(STATED EXERCISE)
Find the word "component" in the listing; pull out each line holding it.

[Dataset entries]
"""
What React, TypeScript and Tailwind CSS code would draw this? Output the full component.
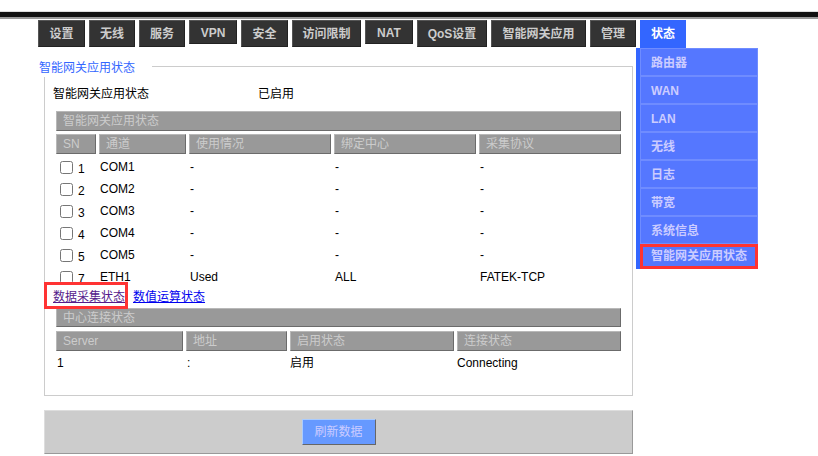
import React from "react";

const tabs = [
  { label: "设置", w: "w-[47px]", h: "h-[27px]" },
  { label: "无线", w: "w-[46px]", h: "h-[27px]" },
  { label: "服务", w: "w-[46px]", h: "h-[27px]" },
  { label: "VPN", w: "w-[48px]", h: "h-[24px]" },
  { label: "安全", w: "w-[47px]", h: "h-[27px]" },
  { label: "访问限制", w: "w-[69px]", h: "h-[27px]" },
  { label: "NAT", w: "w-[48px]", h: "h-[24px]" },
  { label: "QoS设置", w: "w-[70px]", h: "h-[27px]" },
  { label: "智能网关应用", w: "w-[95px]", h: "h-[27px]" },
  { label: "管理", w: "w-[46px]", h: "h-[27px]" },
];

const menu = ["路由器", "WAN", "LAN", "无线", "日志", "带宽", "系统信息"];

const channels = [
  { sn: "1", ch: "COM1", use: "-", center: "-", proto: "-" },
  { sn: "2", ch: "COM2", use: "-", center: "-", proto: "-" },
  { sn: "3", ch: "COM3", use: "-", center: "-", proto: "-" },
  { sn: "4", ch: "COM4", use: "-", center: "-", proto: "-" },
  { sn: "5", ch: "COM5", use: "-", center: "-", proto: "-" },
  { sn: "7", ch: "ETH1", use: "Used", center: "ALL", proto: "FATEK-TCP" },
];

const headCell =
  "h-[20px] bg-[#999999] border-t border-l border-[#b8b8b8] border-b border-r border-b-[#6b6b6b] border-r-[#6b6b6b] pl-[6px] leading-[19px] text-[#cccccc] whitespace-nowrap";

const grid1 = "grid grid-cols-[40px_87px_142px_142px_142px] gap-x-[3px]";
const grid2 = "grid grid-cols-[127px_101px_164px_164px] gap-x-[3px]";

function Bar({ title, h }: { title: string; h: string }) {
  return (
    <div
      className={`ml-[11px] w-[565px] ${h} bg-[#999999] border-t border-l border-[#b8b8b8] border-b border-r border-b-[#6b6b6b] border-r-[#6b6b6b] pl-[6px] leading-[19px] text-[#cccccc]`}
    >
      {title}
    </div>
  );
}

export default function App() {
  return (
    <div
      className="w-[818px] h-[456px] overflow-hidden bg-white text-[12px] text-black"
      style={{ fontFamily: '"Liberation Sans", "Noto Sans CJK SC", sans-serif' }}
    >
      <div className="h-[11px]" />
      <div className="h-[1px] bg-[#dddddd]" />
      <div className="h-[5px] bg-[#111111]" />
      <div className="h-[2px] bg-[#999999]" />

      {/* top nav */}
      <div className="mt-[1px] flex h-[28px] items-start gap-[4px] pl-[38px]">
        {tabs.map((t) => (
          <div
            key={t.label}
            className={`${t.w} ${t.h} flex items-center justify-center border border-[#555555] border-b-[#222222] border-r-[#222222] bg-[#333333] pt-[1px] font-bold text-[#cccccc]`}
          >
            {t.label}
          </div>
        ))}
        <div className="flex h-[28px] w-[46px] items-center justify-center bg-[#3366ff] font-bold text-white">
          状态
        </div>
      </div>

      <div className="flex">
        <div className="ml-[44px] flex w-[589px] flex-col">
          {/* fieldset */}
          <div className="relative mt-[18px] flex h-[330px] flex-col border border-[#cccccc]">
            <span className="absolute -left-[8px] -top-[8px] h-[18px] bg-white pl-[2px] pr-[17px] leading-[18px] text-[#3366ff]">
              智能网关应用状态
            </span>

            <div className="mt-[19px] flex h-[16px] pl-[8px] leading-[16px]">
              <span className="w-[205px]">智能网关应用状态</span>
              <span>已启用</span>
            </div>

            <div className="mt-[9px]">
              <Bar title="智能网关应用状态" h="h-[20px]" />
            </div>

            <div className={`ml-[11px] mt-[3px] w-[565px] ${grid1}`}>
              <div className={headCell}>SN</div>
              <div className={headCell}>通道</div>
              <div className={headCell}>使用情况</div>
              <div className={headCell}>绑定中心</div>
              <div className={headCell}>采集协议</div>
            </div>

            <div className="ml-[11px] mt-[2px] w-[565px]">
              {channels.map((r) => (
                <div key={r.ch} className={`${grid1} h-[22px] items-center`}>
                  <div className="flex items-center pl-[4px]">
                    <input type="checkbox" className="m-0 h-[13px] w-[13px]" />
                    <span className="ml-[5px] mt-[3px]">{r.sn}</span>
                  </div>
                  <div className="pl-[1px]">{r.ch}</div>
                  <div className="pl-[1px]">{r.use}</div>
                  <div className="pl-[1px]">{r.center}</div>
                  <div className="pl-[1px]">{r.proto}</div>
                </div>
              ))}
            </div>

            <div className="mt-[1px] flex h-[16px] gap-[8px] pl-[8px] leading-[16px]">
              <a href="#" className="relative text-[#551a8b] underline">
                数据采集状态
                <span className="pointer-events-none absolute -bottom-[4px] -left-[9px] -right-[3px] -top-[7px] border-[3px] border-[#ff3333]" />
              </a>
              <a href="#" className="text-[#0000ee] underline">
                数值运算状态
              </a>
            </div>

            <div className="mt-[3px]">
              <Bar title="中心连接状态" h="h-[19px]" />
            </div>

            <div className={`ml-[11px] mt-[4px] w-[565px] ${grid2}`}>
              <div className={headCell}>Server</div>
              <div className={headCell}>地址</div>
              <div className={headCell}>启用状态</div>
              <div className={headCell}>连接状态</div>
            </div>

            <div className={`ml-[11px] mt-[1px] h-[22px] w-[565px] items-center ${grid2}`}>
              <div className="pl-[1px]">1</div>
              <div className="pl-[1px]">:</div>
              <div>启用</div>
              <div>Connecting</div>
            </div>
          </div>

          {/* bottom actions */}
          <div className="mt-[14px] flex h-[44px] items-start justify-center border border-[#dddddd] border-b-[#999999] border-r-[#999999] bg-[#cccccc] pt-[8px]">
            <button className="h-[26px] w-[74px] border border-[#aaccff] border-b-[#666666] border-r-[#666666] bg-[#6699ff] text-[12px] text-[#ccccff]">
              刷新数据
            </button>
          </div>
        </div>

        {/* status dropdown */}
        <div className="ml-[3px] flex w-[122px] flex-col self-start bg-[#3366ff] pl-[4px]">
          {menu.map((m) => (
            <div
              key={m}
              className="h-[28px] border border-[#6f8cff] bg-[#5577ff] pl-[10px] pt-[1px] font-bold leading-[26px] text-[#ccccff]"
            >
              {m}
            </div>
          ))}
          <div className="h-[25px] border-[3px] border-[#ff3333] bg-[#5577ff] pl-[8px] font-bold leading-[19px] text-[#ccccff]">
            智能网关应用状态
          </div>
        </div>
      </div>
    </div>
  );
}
"""
"""
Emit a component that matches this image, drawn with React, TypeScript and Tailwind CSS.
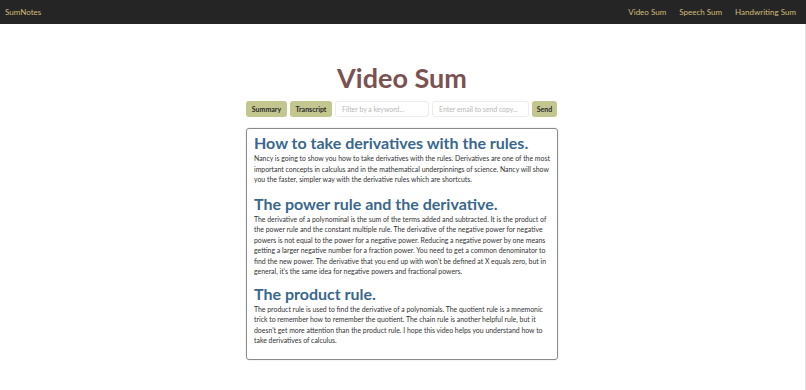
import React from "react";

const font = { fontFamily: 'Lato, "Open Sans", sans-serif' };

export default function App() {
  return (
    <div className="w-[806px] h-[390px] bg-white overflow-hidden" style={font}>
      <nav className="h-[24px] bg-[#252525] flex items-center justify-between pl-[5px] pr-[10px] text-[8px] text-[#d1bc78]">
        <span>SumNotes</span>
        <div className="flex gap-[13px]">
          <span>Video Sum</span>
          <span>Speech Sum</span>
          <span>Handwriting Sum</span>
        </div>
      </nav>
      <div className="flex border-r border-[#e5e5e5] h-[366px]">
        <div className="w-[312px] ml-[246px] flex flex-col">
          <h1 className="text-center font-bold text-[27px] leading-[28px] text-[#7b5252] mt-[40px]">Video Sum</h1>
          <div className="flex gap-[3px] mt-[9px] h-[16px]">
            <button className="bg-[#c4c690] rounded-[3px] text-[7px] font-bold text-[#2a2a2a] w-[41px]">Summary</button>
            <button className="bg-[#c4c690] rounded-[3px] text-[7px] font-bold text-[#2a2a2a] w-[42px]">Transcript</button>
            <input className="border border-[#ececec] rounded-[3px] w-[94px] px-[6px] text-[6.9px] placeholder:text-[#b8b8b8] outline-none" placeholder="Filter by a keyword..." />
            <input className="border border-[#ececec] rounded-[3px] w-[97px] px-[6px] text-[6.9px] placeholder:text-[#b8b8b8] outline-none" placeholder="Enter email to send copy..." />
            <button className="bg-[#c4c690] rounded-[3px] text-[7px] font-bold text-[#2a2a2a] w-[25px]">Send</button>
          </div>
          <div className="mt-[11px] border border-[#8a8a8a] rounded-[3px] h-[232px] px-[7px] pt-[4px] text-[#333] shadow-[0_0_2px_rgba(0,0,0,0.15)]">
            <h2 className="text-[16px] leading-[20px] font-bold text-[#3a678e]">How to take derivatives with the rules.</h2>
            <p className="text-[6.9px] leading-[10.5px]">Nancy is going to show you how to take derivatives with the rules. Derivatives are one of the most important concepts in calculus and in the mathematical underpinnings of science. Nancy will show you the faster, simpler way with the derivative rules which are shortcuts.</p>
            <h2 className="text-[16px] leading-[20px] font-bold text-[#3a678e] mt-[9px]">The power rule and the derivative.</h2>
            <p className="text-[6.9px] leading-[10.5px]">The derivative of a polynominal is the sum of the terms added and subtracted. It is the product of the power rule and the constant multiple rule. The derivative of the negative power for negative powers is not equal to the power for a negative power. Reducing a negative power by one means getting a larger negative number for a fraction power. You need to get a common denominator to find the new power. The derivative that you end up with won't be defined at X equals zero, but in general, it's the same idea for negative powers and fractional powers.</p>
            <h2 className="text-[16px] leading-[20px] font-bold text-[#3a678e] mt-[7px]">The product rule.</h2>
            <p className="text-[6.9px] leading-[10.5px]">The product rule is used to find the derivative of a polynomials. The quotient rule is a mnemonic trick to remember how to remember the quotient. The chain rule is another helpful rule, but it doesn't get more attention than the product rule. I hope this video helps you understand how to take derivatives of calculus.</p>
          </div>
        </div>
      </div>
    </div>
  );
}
"""
(RESPONSE TO THIS EXERCISE)
What React, TypeScript and Tailwind CSS code would draw this? Output the full component.
Emit a component that matches this image, drawn with React, TypeScript and Tailwind CSS.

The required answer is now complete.